I felt her pain. I was in her shoes seven years ago when my husband announced we were moving to Japan, and I remember that overwhelming fear and apprehension, that initial list of concerns about living overseas.
But I wasn’t worried about DoD schools. I didn’t have school-aged children. My friend has three. And one of her primary concerns about her upcoming PCS is her children’s education.
According to Marilee Fitzgerald, director of Department of Defense Educational Activity (DoDEA), nearly 87,000 students attend DoD schools in 12 different countries, two territories and seven states. That’s in addition to the 1.2 million children who will be joining their peers in U.S. public school systems. On average, these students will attend six to nine schools by the time they graduate.
That’s a lot of kids going in and out of a lot of schools, a lot of transcripts being transferred, and a lot of parents worrying that their children will fail to meet the academic requirements of the new schools they’re entering because of the old schools they’ve left.
Case in point is my friend Tricia, another MilSpouse I met while our husbands were stationed in Japan. Her three sons attended the local DoD school for the year her family spent overseas, and although she doesn’t regret enrolling her children there, she is thankful they attended the school for only one year before returning to the States.
“My opinion is that the curriculum was extremely easy,” she explained. “My middle child literally repeated first grade while in second. He even used the same textbooks. My oldest completed the math curriculum by October and spent the rest of the year writing stories on the computer and playing internet chess. He was in the gifted class!”
Several years have passed, and she’s still seeing the effects of that year.
“Unfortunately, the loss of the year of instruction followed the boys and continues to follow them,” she said. Her middle son struggles with a learning disability in writing that she was told is directly related to the loss of a year of instruction. “My oldest son never regained his drive for excellence. He experienced a year of fun and it took until his first semester senior year for him to push himself again.”

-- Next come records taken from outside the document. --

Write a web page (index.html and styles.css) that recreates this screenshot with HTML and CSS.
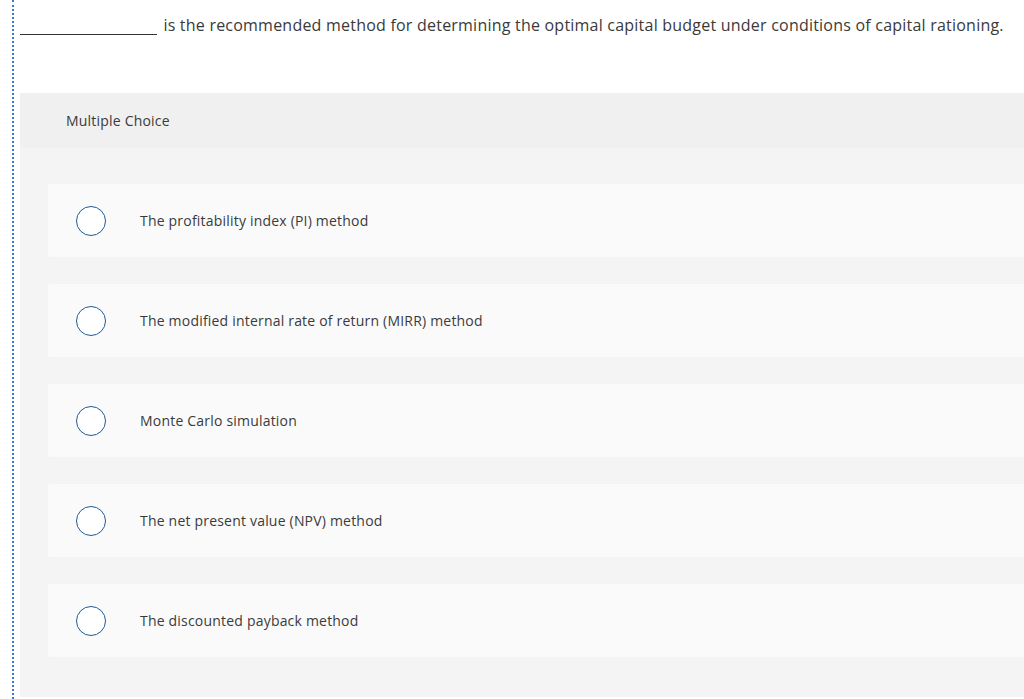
FILE: index.html
```html
<!DOCTYPE html>
<html>
<head>
<meta charset="utf-8">
<link rel="stylesheet" href="styles.css">
</head>
<body>
<div class="page">
  <div class="question">
    <p class="prompt"><span class="blank"></span> is the recommended method for determining the optimal capital budget under conditions of capital rationing.</p>
    <div class="panel">
      <div class="panel-head">Multiple Choice</div>
      <div class="panel-body">
        <div class="choice"><span class="radio"></span><span class="label">The profitability index (PI) method</span></div>
        <div class="choice"><span class="radio"></span><span class="label">The modified internal rate of return (MIRR) method</span></div>
        <div class="choice"><span class="radio"></span><span class="label">Monte Carlo simulation</span></div>
        <div class="choice"><span class="radio"></span><span class="label">The net present value (NPV) method</span></div>
        <div class="choice"><span class="radio"></span><span class="label">The discounted payback method</span></div>
      </div>
    </div>
  </div>
</div>
</body>
</html>
```
FILE: styles.css
```css
html, body {
  margin: 0;
  padding: 0;
  background: #fff;
  overflow: hidden;
}
body {
  font-family: "Open Sans", "Liberation Sans", sans-serif;
  color: #333;
}
.page {
  height: 699px;
  margin-left: 12px;
  border-left: 2px dotted #3a78c8;
  padding-left: 6px;
  width: 1040px;
}
.prompt {
  margin: 0;
  padding-top: 14px;
  font-size: 16px;
  line-height: 22px;
  letter-spacing: 0.22px;
  color: #3a3a3a;
}
.blank {
  display: inline-block;
  width: 137px;
  border-bottom: 1px solid #333;
  vertical-align: -4px;
  height: 16px;
  margin-right: 2px;
}
.panel {
  margin-top: 57px;
  background: #f4f4f4;
}
.panel-head {
  background: #f0f0f0;
  height: 55px;
  display: flex;
  align-items: center;
  padding-left: 46px;
  font-size: 14px;
  letter-spacing: 0.2px;
  color: #3a3a3a;
}
.panel-body {
  padding: 36px 0 40px 28px;
  display: flex;
  flex-direction: column;
  gap: 27px;
}
.choice {
  background: #fafafa;
  height: 73px;
  display: flex;
  align-items: center;
  padding-left: 28px;
  border-radius: 3px 0 0 3px;
}
.radio {
  width: 28px;
  height: 28px;
  border: 1.5px solid #1f5a96;
  border-radius: 50%;
  background: #fff;
  flex: none;
}
.label {
  margin-left: 34px;
  font-size: 14px;
  letter-spacing: 0.2px;
  color: #3a3a3a;
}
```
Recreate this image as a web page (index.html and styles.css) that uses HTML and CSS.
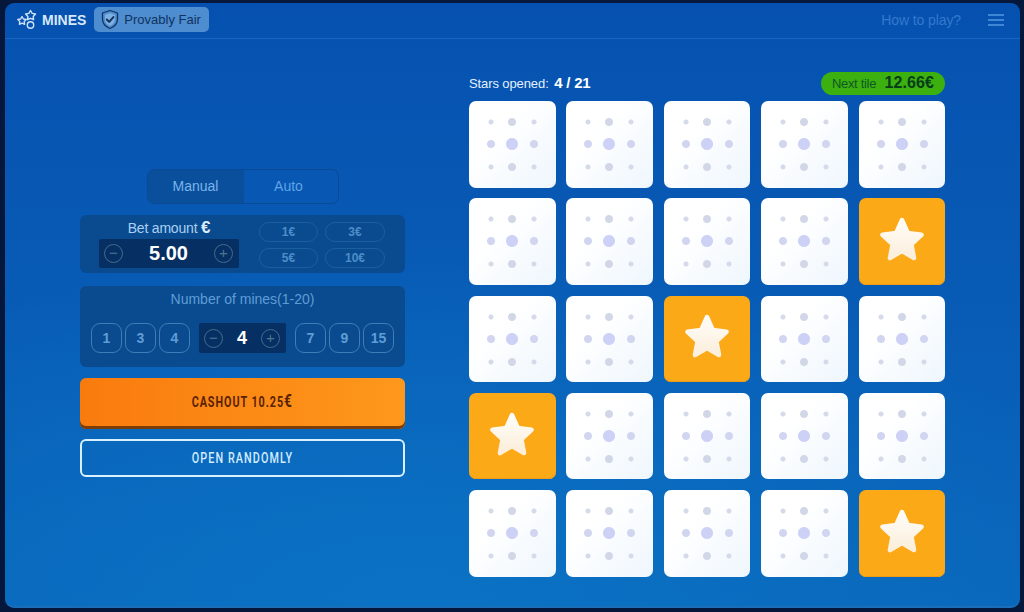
FILE: index.html
```html
<!DOCTYPE html>
<html>
<head>
  <title>Mines</title>
  <link rel="stylesheet" href="styles.css">
</head>
<body>
  <svg class="defs" width="0" height="0">
    <defs>
      <linearGradient id="starFill" x1="0" y1="0" x2="0" y2="1">
        <stop offset="0" stop-color="#fffdf8"/>
        <stop offset="1" stop-color="#fbeedb"/>
      </linearGradient>
      <symbol id="star" viewBox="0 0 48 48">
        <path d="M24 6l5.500 12.300 13.200 1.600-9.800 9.100 2.600 13.200L24 35.400l-11.500 6.800 2.600-13.200-9.800-9.100 13.200-1.600z" fill="url(#starFill)" stroke="url(#starFill)" stroke-width="4.500" stroke-linejoin="round"/>
      </symbol>
    </defs>
  </svg>

  <div class="app">
    <div class="header">
      <svg class="logo" width="22" height="21" viewBox="0 0 22 21" fill="none" stroke="#cfe4fb" stroke-width="1.400" stroke-linejoin="round">
        <path d="M14.500 1.500l1.700 2.900 3.300.6-2.300 2.400.4 3.300-3.100-1.400-3 1.400.4-3.300L9.600 5l3.300-.6z"/>
        <path d="M6 7.500l1.400 2.500 2.800.5-2 2 .4 2.800L6 14.100l-2.600 1.200.4-2.800-2-2 2.800-.5z"/>
        <circle cx="14.500" cy="16" r="3.200"/>
      </svg>
      <span class="title">MINES</span>
      <div class="fair">
        <svg width="20" height="21" viewBox="0 0 20 21" fill="none" stroke="#12335f" stroke-linejoin="round" stroke-linecap="round">
          <path d="M10 1.500l7.500 2.500v6c0 4.500-3.200 7.800-7.500 9.500-4.300-1.700-7.500-5-7.500-9.500V4z" stroke-width="1.300"/>
          <path d="M10 4.200l5 1.700v4.300c0 3.100-2.100 5.400-5 6.700-2.900-1.300-5-3.600-5-6.700V5.900z" fill="#7fb0e2" stroke="none"/>
          <path d="M6.800 10.500l2.400 2.400 4.200-4.800" stroke-width="2"/>
        </svg>
        <span>Provably Fair</span>
      </div>
      <a class="howto">How to play?</a>
      <div class="menu"><i></i><i></i><i></i></div>
    </div>

    <div class="main">
      <div class="controls">
        <div class="tabs">
          <div class="tab active">Manual</div>
          <div class="tab">Auto</div>
        </div>

        <div class="panel bet">
          <div class="betLeft">
            <p class="betLabel">Bet amount <b>€</b></p>
            <div class="stepper">
              <span class="round">−</span>
              <span class="amount">5.00</span>
              <span class="round">+</span>
            </div>
          </div>
          <div class="chips">
            <span class="chip">1€</span>
            <span class="chip">3€</span>
            <span class="chip">5€</span>
            <span class="chip">10€</span>
          </div>
        </div>

        <div class="panel mines">
          <p class="minesLabel">Number of mines(1-20)</p>
          <div class="minesRow">
            <div class="quick">
              <span class="num">1</span>
              <span class="num">3</span>
              <span class="num">4</span>
            </div>
            <div class="stepper small">
              <span class="round">−</span>
              <span class="amount">4</span>
              <span class="round">+</span>
            </div>
            <div class="quick">
              <span class="num">7</span>
              <span class="num">9</span>
              <span class="num">15</span>
            </div>
          </div>
        </div>

        <button class="cashout"><span>CASHOUT 10.25<em>€</em></span></button>
        <button class="random"><span>OPEN RANDOMLY</span></button>
      </div>

      <div class="game">
        <div class="gameTop">
          <p class="opened">Stars opened: <b>4 / 21</b></p>
          <p class="next">Next tile <b>12.66€</b></p>
        </div>
        <div class="grid">
          <div class="tile"></div>
          <div class="tile"></div>
          <div class="tile"></div>
          <div class="tile"></div>
          <div class="tile"></div>

          <div class="tile"></div>
          <div class="tile"></div>
          <div class="tile"></div>
          <div class="tile"></div>
          <div class="tile open"><svg><use href="#star"/></svg></div>

          <div class="tile"></div>
          <div class="tile"></div>
          <div class="tile open"><svg><use href="#star"/></svg></div>
          <div class="tile"></div>
          <div class="tile"></div>

          <div class="tile open"><svg><use href="#star"/></svg></div>
          <div class="tile"></div>
          <div class="tile"></div>
          <div class="tile"></div>
          <div class="tile"></div>

          <div class="tile"></div>
          <div class="tile"></div>
          <div class="tile"></div>
          <div class="tile"></div>
          <div class="tile open"><svg><use href="#star"/></svg></div>
        </div>
      </div>
    </div>
  </div>
</body>
</html>
```

FILE: styles.css
```css
html, body {
  height: 100%;
}

body {
  margin: 0;
  padding: 3px 4px 4px 5px;
  box-sizing: border-box;
  background: #05173a;
  font-family: "Liberation Sans", Arial, sans-serif;
  overflow: hidden;
}

p {
  margin: 0;
}

.defs {
  position: absolute;
}

.app {
  height: 100%;
  border-radius: 9px;
  background: radial-gradient(ellipse 75% 60% at 40% 100%, #0a72c4 0%, rgba(11, 110, 190, 0) 100%), linear-gradient(to bottom, #0651b0, #0a66ba);
  border-bottom: 2px solid #1a6fb8;
  box-sizing: border-box;
  display: flex;
  flex-direction: column;
}

/* header */
.header {
  height: 36px;
  box-sizing: border-box;
  flex-shrink: 0;
  display: flex;
  align-items: center;
  padding: 0 16px 2px 11px;
  border-bottom: 1px solid #1a65c0;
}

.logo {
  margin-right: 4px;
}

.title {
  color: #d6e8fb;
  font-size: 14px;
  font-weight: bold;
}

.fair {
  display: flex;
  align-items: center;
  gap: 4px;
  height: 25px;
  margin-left: 8px;
  padding: 0 8px 0 6px;
  border-radius: 5px;
  background: #4d8dd0;
  color: #10325f;
  font-size: 13px;
}

.howto {
  margin-left: auto;
  color: #3379cc;
  font-size: 14px;
  letter-spacing: -0.1px;
}

.menu {
  margin-left: 27px;
  width: 16px;
  display: flex;
  flex-direction: column;
  gap: 3px;
}

.menu i {
  height: 2px;
  background: #3f86d6;
}

/* main layout */
.main {
  flex: 1;
  display: flex;
  align-items: flex-start;
  padding: 33px 0 0 75px;
  gap: 64px;
}

.controls {
  width: 325px;
  margin-top: 97px;
  display: flex;
  flex-direction: column;
}

.tabs {
  align-self: center;
  width: 192px;
  height: 35px;
  box-sizing: border-box;
  display: flex;
  border: 1px solid #0a4a94;
  border-radius: 7px;
  overflow: hidden;
  margin-bottom: 11px;
}

.tab {
  flex: 1;
  display: flex;
  align-items: center;
  justify-content: center;
  color: #5fa3e6;
  font-size: 14px;
  padding-bottom: 2px;
}

.tab:last-child {
  padding-right: 4px;
}

.tab.active {
  flex: none;
  width: 96px;
  background: #0a4f9c;
  color: #79b4ea;
}

.panel {
  background: #0a4b8f;
  border-radius: 6px;
}

/* bet */
.bet {
  height: 58px;
  box-sizing: border-box;
  display: flex;
  padding: 0 20px 0 19px;
  margin-bottom: 13px;
}

.betLeft {
  width: 140px;
}

.betLabel {
  text-align: center;
  color: #a9d0f3;
  font-size: 14px;
  height: 24px;
  line-height: 25px;
  letter-spacing: -0.2px;
}

.betLabel b {
  font-size: 17px;
  color: #dcecfb;
}

.stepper {
  height: 29px;
  display: flex;
  align-items: center;
  justify-content: space-between;
  padding: 0 6px 0 5px;
  background: #062f63;
  border-radius: 2px;
}

.round {
  width: 19px;
  height: 19px;
  box-sizing: border-box;
  border: 1px solid #456b8c;
  border-radius: 50%;
  color: #4f7490;
  font-size: 15px;
  line-height: 16px;
  text-align: center;
}

.amount {
  color: #fff;
  font-size: 20px;
  font-weight: bold;
}

.chips {
  margin: 7px 0 0 20px;
  display: grid;
  grid-template-columns: 59px 60px;
  grid-auto-rows: 20px;
  gap: 6px 7px;
}

.chip {
  border: 1px solid #1a609f;
  border-radius: 10px;
  color: #4d8ec9;
  font-size: 12px;
  font-weight: bold;
  line-height: 18px;
  text-align: center;
}

/* mines */
.mines {
  height: 81px;
  box-sizing: border-box;
  padding: 5px 11px 0;
  margin-bottom: 11px;
}

.minesLabel {
  text-align: center;
  color: #5f9dd6;
  font-size: 14px;
  height: 32px;
  line-height: 17px;
}

.minesRow {
  display: flex;
  justify-content: space-between;
  align-items: center;
}

.quick {
  display: flex;
  gap: 3px;
}

.num {
  width: 31px;
  height: 30px;
  box-sizing: border-box;
  border: 1px solid #3d7eb8;
  border-radius: 9px;
  color: #5f9dd6;
  font-size: 14px;
  font-weight: bold;
  line-height: 28px;
  text-align: center;
}

.stepper.small {
  width: 87px;
  height: 30px;
  box-sizing: border-box;
}

.stepper.small .amount {
  font-size: 18px;
}

/* buttons */
button {
  display: block;
  width: 100%;
  border-radius: 6px;
  font-family: Roboto, "Liberation Sans", sans-serif;
  font-size: 15px;
  font-weight: bold;
  letter-spacing: 1.300px;
}

/* squeezed to get the tall narrow look of the button font */
button span {
  display: inline-block;
  white-space: nowrap;
  transform: scaleX(0.72);
}

button em {
  font-style: normal;
  font-size: 19px;
  line-height: 15px;
}

.cashout {
  height: 51px;
  border: 0;
  padding-bottom: 5px;
  background: linear-gradient(to right, #f97b0e, #fe981c);
  box-shadow: inset 0 -3px 0 #7c3d08;
  color: #5a2204;
  margin-bottom: 10px;
}

.random {
  height: 38px;
  border: 2px solid #d9f0ff;
  background: transparent;
  color: #d4ecff;
  font-weight: 500;
  letter-spacing: 1.500px;
}

/* game */
.game {
  width: 476px;
}

.gameTop {
  height: 29px;
  display: flex;
  justify-content: space-between;
  align-items: flex-start;
}

.opened {
  color: #e4f1fd;
  font-size: 13px;
  line-height: 22px;
  letter-spacing: -0.1px;
}

.opened b {
  color: #fff;
  font-size: 15px;
  margin-left: 2px;
  letter-spacing: -0.2px;
}

.next {
  height: 23px;
  line-height: 22px;
  padding: 0 11px;
  border-radius: 12px;
  background: #3bb00f;
  color: #0d5a25;
  font-size: 13px;
  letter-spacing: -0.3px;
}

.next b {
  color: #063d1c;
  font-size: 16px;
  margin-left: 5px;
  letter-spacing: 0.1px;
}

.grid {
  display: grid;
  grid-template-columns: repeat(5, 86.500px);
  grid-auto-rows: 86.500px;
  justify-content: space-between;
  row-gap: 10.800px;
}

.tile {
  border-radius: 7px;
  background:
    radial-gradient(circle at 22px 21px, #d5daea 2px, transparent 3px),
    radial-gradient(circle at 43px 21px, #d2d7e8 3.500px, transparent 4.500px),
    radial-gradient(circle at 65px 21px, #d5daea 2px, transparent 3px),
    radial-gradient(circle at 22px 43px, #d2d5f0 3.500px, transparent 4.500px),
    radial-gradient(circle at 43px 43px, #cdd1f6 5.500px, transparent 6.500px),
    radial-gradient(circle at 65px 43px, #d2d5f0 3.500px, transparent 4.500px),
    radial-gradient(circle at 22px 66px, #d5daea 2px, transparent 3px),
    radial-gradient(circle at 43px 66px, #d2d7e8 3.500px, transparent 4.500px),
    radial-gradient(circle at 65px 66px, #d5daea 2px, transparent 3px),
    linear-gradient(to bottom right, #ffffff 35%, #eef6fd);
}

.tile.open {
  background: #fca917;
  box-shadow: inset 0 -1px 0 #ee9c18;
  display: flex;
  align-items: center;
  justify-content: center;
}

.tile svg {
  width: 50px;
  height: 50px;
  margin-top: -5px;
}
```
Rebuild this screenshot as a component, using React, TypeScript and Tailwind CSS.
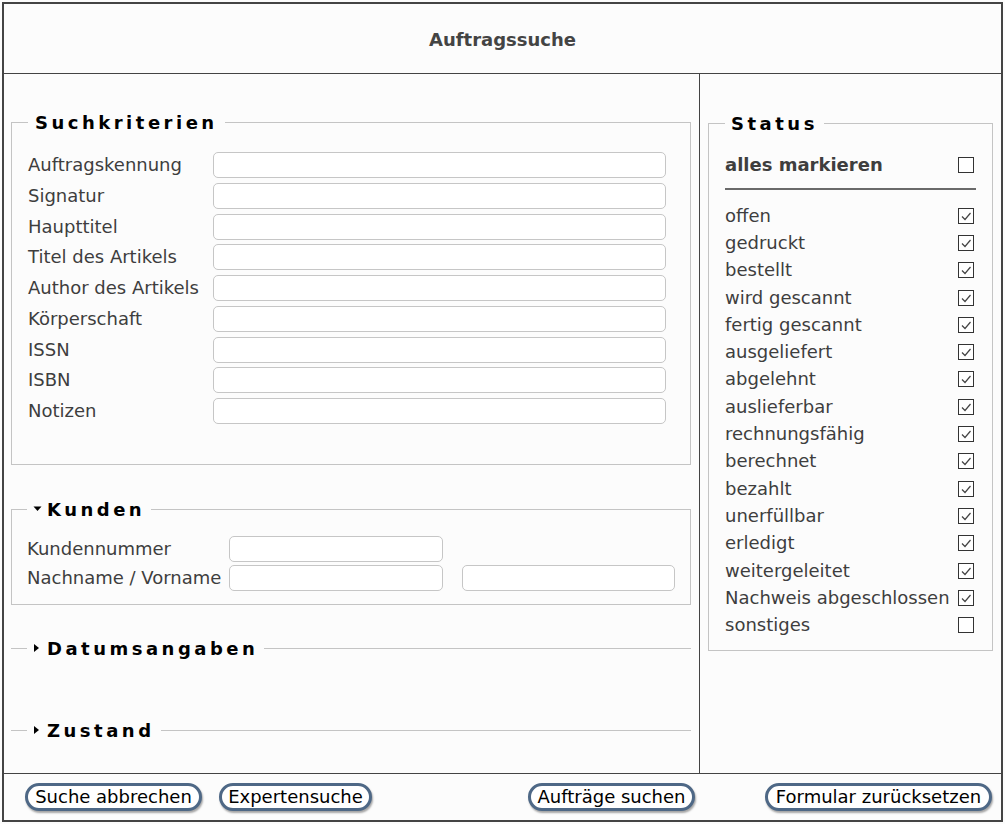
import React from "react";

const FONT = { fontFamily: '"DejaVu Sans", Verdana, sans-serif' };

function Check({ checked }: { checked: boolean }) {
  return (
    <span className="mr-[2px] flex h-[16px] w-[16px] items-center justify-center border border-[#333] bg-white">
      {checked && (
        <svg width="14" height="14" viewBox="0 0 14 14">
          <polyline points="3,7.5 6,10.5 11.5,4" fill="none" stroke="#444" strokeWidth="1.2" />
        </svg>
      )}
    </span>
  );
}

function Input({ className = "" }: { className?: string }) {
  return <div className={"h-[26px] rounded-[5px] border border-[#c6c6c6] bg-white " + className} />;
}

function TriDown() {
  return (
    <svg width="9" height="8" viewBox="0 0 9 8" className="mr-[5px] shrink-0">
      <polygon points="0.5,1.5 8.5,1.5 4.5,6" fill="#000" />
    </svg>
  );
}
function TriRight() {
  return (
    <svg width="7" height="10" viewBox="0 0 7 10" className="mr-[7px] shrink-0">
      <polygon points="1,1 6,5 1,9" fill="#000" />
    </svg>
  );
}

const legendCls =
  "flex items-center px-[7px] text-[18px] font-bold leading-[24px] tracking-[3.5px] text-black";

const fields = [
  "Auftragskennung",
  "Signatur",
  "Haupttitel",
  "Titel des Artikels",
  "Author des Artikels",
  "Körperschaft",
  "ISSN",
  "ISBN",
  "Notizen",
];

const statuses: [string, boolean][] = [
  ["offen", true],
  ["gedruckt", true],
  ["bestellt", true],
  ["wird gescannt", true],
  ["fertig gescannt", true],
  ["ausgeliefert", true],
  ["abgelehnt", true],
  ["auslieferbar", true],
  ["rechnungsfähig", true],
  ["berechnet", true],
  ["bezahlt", true],
  ["unerfüllbar", true],
  ["erledigt", true],
  ["weitergeleitet", true],
  ["Nachweis abgeschlossen", true],
  ["sonstiges", false],
];

function Btn({ label, w, className = "" }: { label: string; w: string; className?: string }) {
  return (
    <button
      className={
        "flex h-[28px] items-center justify-center rounded-full border-[3px] border-[#4e6886] bg-white text-[18px] leading-none text-black shadow-[1px_2px_2px_rgba(0,0,0,0.35)] " +
        w +
        " " +
        className
      }
    >
      {label}
    </button>
  );
}

export default function App() {
  return (
    <div className="h-[824px] w-[1005px] bg-[#fcfcfc] p-[2px]" style={FONT}>
      <div className="flex h-[820px] w-[1001px] flex-col border-2 border-[#444] bg-[#fcfcfc] text-[#3e3e3e]">
        <div className="flex h-[70px] items-center justify-center border-b border-[#444] pt-[2px] text-[18px] font-bold text-[#444]">
          Auftragssuche
        </div>
        <div className="flex h-[699px]">
          <div className="w-[696px] border-r border-[#444] pt-[36px]">
            <fieldset className="ml-[7px] mr-[8px] border border-[#c4c4c4] pb-[40px] pl-[16px] pr-[24px] pt-[18px]">
              <legend className={legendCls}>
                <span className="translate-y-[1px]">Suchkriterien</span>
              </legend>
              <div className="flex flex-col gap-[4.75px]">
                {fields.map((f) => (
                  <div key={f} className="flex items-center">
                    <span className="w-[185px] whitespace-nowrap text-[18px] leading-[20px]">{f}</span>
                    <Input className="flex-1" />
                  </div>
                ))}
              </div>
            </fieldset>

            <fieldset className="ml-[7px] mr-[8px] mt-[32px] border border-[#c4c4c4] pb-[13px] pl-[15px] pr-[15px] pt-[15px]">
              <legend className={legendCls + " !px-[6px]"}>
                <TriDown />
                <span className="translate-y-[1px]">Kunden</span>
              </legend>
              <div className="flex flex-col gap-[3px]">
                <div className="flex items-center">
                  <span className="w-[202px] text-[18px] leading-[20px]">Kundennummer</span>
                  <Input className="w-[214px]" />
                </div>
                <div className="flex items-center">
                  <span className="w-[202px] whitespace-nowrap text-[18px] leading-[20px]">Nachname / Vorname</span>
                  <Input className="w-[214px]" />
                  <Input className="ml-[19px] w-[213px]" />
                </div>
              </div>
            </fieldset>

            <fieldset className="ml-[7px] mr-[8px] mt-[31px] border-t border-[#c4c4c4] pl-[16px]">
              <legend className={legendCls + " !px-[6px]"}>
                <TriRight />
                <span className="translate-y-[1px]">Datumsangaben</span>
              </legend>
            </fieldset>

            <fieldset className="ml-[7px] mr-[8px] mt-[58px] border-t border-[#c4c4c4] pl-[16px]">
              <legend className={legendCls + " !px-[6px]"}>
                <TriRight />
                <span className="translate-y-[1px]">Zustand</span>
              </legend>
            </fieldset>
          </div>

          <div className="w-[301px] pt-[37px]">
            <fieldset className="ml-[8px] mr-[8px] border border-[#c4c4c4] pb-[11px] pl-[16px] pr-[16px] pt-[16px]">
              <legend className={legendCls + " !px-[6px]"}>
                <span className="translate-y-[1px]">Status</span>
              </legend>
              <div className="flex h-[27px] items-center justify-between">
                <span className="text-[18px] font-bold">alles markieren</span>
                <Check checked={false} />
              </div>
              <div className="mb-[12px] mt-[10px] h-[2px] bg-[#6a6a6a]" />
              {statuses.map(([s, c]) => (
                <div key={s} className="flex h-[27.3px] items-center justify-between">
                  <span className="whitespace-nowrap text-[18px] leading-[20px]">{s}</span>
                  <Check checked={c} />
                </div>
              ))}
            </fieldset>
          </div>
        </div>
        <div className="flex flex-1 items-center border-t border-[#444]">
          <Btn label="Suche abbrechen" w="w-[177px]" className="ml-[21px]" />
          <Btn label="Expertensuche" w="w-[153px]" className="ml-[17px]" />
          <Btn label="Aufträge suchen" w="w-[167px]" className="ml-[156px]" />
          <Btn label="Formular zurücksetzen" w="w-[227px]" className="ml-[70px]" />
        </div>
      </div>
    </div>
  );
}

Stories like these concern me, especially because my husband could get orders overseas. I have no intention of homeschooling my children, so if we PCS’ed overseas, my only option would probably be DoD schools.
Fortunately, it sounds like things are changing for the better. Starting this year, DoDEA is joining 46 states in adopting the Common Core educational standards, which identify what students should know by grade level and by content area.
“For the first time, our nation has come together to decide what it is their children must know and learn by the time they leave school,” Fitzgerald explained in a bloggers’ roundtable about new DoDEA initiatives. “And so when children move from classroom to classroom, I think the academic disruption will be minimized as a result of these Common Core Standards.”
DoDEA has also increased the graduation requirements for math, added course offerings in science, technology, engineering and mathematics, and continued their foreign language program that starts in kindergarten.
After talking to my Japan-bound friend and hearing stories like Tricia’s and other friends who have struggled through the transitions within their children’s educational careers, I’m hoping these new initiatives will accomplish the desired results and that our military children will one day face fewer challenges as they jump from their six to nine schools.
I think we’d all agree with Fitzgerald when she said, “I like to look at our children as ambassadors of the United States military’s core values: honor, courage, selfless sacrifice, loyalty, respect, integrity and excellence.” And that’s why they deserve the best possible education we can give them.
What kinds of experiences have you had with DoD schools? What challenges have you faced with your children’s educational paths?